» **Task directions**: Take from the listing each line that has the string "styles".

» **Data excerpt**:
-- BEGIN --

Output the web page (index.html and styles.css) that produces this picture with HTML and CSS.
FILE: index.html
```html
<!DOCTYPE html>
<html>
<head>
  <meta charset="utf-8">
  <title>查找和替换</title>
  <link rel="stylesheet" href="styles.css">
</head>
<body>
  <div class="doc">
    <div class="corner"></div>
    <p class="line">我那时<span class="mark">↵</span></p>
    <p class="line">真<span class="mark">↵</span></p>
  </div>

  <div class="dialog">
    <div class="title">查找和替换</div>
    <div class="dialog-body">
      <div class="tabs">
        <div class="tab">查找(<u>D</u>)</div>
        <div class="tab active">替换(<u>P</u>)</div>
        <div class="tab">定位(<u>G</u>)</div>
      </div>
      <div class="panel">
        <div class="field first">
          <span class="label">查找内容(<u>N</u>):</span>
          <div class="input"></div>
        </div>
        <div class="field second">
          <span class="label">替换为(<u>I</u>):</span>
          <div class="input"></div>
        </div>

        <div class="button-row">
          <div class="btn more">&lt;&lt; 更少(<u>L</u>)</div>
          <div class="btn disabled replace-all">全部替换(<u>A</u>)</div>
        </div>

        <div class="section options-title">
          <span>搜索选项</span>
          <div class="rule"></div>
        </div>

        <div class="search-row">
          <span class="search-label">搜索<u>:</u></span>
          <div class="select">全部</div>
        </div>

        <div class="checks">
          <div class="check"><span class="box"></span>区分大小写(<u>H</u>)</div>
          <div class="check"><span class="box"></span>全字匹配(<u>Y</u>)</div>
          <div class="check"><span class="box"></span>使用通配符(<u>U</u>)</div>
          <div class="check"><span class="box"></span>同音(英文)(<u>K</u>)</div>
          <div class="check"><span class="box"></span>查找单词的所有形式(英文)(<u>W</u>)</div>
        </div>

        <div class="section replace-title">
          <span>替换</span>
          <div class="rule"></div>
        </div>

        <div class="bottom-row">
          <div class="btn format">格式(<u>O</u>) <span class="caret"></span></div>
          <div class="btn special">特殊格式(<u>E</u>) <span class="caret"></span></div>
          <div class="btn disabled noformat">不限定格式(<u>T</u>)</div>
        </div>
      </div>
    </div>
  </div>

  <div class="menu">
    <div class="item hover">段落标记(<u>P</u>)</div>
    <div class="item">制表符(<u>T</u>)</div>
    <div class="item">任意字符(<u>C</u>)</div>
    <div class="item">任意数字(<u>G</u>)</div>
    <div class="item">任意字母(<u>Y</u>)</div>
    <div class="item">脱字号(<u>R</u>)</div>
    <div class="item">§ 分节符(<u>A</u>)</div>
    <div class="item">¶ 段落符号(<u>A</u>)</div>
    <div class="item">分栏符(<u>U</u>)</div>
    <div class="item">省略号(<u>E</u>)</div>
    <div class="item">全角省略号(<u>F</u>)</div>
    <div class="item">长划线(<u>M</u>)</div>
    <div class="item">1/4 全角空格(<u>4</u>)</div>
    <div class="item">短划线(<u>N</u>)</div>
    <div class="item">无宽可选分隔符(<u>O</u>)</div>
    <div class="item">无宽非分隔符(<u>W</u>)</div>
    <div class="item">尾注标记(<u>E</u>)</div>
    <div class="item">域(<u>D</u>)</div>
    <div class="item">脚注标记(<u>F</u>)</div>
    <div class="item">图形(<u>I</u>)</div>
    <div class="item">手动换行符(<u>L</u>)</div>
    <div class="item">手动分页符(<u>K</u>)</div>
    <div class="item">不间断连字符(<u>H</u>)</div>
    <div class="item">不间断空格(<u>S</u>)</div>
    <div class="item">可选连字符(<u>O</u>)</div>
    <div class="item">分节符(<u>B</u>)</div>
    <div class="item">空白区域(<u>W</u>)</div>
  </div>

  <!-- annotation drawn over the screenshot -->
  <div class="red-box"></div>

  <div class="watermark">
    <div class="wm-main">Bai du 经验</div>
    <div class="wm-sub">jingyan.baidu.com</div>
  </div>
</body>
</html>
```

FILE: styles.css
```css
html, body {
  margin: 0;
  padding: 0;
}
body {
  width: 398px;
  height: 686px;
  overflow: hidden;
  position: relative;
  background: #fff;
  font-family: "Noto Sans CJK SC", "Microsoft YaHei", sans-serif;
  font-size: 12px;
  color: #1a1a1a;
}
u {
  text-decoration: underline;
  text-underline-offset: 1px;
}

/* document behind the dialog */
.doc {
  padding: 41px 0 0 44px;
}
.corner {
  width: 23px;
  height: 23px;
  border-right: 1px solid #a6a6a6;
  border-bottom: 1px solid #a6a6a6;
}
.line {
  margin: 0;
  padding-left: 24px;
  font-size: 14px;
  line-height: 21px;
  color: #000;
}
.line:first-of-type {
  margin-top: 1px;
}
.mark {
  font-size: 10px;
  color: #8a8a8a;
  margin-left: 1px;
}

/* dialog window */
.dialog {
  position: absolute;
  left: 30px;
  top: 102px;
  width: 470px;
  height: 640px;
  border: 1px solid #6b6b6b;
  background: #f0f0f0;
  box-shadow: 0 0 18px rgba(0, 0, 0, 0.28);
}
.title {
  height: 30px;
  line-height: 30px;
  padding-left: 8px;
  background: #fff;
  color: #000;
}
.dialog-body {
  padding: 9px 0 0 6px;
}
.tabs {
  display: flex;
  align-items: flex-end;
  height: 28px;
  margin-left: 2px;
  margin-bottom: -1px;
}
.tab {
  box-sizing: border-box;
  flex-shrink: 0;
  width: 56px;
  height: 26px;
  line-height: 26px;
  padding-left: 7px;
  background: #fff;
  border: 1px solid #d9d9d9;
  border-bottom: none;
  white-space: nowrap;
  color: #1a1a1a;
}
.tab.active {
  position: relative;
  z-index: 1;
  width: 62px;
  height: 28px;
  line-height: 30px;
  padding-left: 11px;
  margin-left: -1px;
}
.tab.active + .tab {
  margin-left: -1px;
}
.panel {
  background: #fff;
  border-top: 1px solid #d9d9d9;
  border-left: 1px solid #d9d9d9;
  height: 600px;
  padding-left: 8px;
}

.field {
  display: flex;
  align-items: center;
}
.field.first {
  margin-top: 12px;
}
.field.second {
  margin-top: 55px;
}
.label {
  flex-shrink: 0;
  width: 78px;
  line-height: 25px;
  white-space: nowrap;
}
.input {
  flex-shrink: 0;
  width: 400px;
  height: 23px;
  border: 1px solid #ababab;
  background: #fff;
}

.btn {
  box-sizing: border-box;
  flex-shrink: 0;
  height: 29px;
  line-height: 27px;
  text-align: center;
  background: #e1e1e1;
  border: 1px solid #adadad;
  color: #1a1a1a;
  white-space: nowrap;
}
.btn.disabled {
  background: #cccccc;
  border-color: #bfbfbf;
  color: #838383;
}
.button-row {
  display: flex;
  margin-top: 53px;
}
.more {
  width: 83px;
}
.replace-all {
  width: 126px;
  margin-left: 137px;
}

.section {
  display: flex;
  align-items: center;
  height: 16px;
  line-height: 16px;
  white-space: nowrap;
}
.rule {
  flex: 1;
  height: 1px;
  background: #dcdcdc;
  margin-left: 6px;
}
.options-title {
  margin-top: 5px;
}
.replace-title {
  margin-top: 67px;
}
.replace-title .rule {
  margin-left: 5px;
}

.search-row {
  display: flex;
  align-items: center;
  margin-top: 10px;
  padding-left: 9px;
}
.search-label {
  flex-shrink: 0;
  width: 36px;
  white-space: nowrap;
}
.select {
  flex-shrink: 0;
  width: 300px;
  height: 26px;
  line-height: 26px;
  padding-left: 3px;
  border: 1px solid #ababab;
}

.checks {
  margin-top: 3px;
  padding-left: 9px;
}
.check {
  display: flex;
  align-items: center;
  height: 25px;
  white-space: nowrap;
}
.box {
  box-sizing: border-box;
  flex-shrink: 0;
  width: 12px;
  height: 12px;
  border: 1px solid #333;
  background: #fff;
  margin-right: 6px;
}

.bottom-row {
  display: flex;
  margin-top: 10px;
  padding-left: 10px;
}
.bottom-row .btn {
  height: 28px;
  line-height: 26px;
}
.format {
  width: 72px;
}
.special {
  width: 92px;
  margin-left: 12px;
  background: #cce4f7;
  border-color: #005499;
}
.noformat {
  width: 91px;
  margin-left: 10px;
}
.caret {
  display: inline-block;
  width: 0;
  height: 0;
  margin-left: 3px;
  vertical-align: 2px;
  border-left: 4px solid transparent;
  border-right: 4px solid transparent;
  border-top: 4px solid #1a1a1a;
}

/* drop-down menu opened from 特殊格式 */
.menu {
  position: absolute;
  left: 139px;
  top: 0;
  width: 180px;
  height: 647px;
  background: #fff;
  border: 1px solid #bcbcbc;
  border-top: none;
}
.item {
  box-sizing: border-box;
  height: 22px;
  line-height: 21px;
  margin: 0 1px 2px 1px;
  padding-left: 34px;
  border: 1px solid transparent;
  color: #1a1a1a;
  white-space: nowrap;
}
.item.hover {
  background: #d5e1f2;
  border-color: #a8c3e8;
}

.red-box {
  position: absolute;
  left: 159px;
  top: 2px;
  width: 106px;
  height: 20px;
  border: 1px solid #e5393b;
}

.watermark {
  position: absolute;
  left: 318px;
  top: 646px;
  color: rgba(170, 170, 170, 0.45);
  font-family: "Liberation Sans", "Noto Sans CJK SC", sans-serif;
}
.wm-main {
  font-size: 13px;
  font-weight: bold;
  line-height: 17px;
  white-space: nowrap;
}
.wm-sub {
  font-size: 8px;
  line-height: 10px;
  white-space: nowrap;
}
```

-- END --

» **Exercise response**:
Output the web page (index.html and styles.css) that produces this picture with HTML and CSS.
  <link rel="stylesheet" href="styles.css">
FILE: styles.css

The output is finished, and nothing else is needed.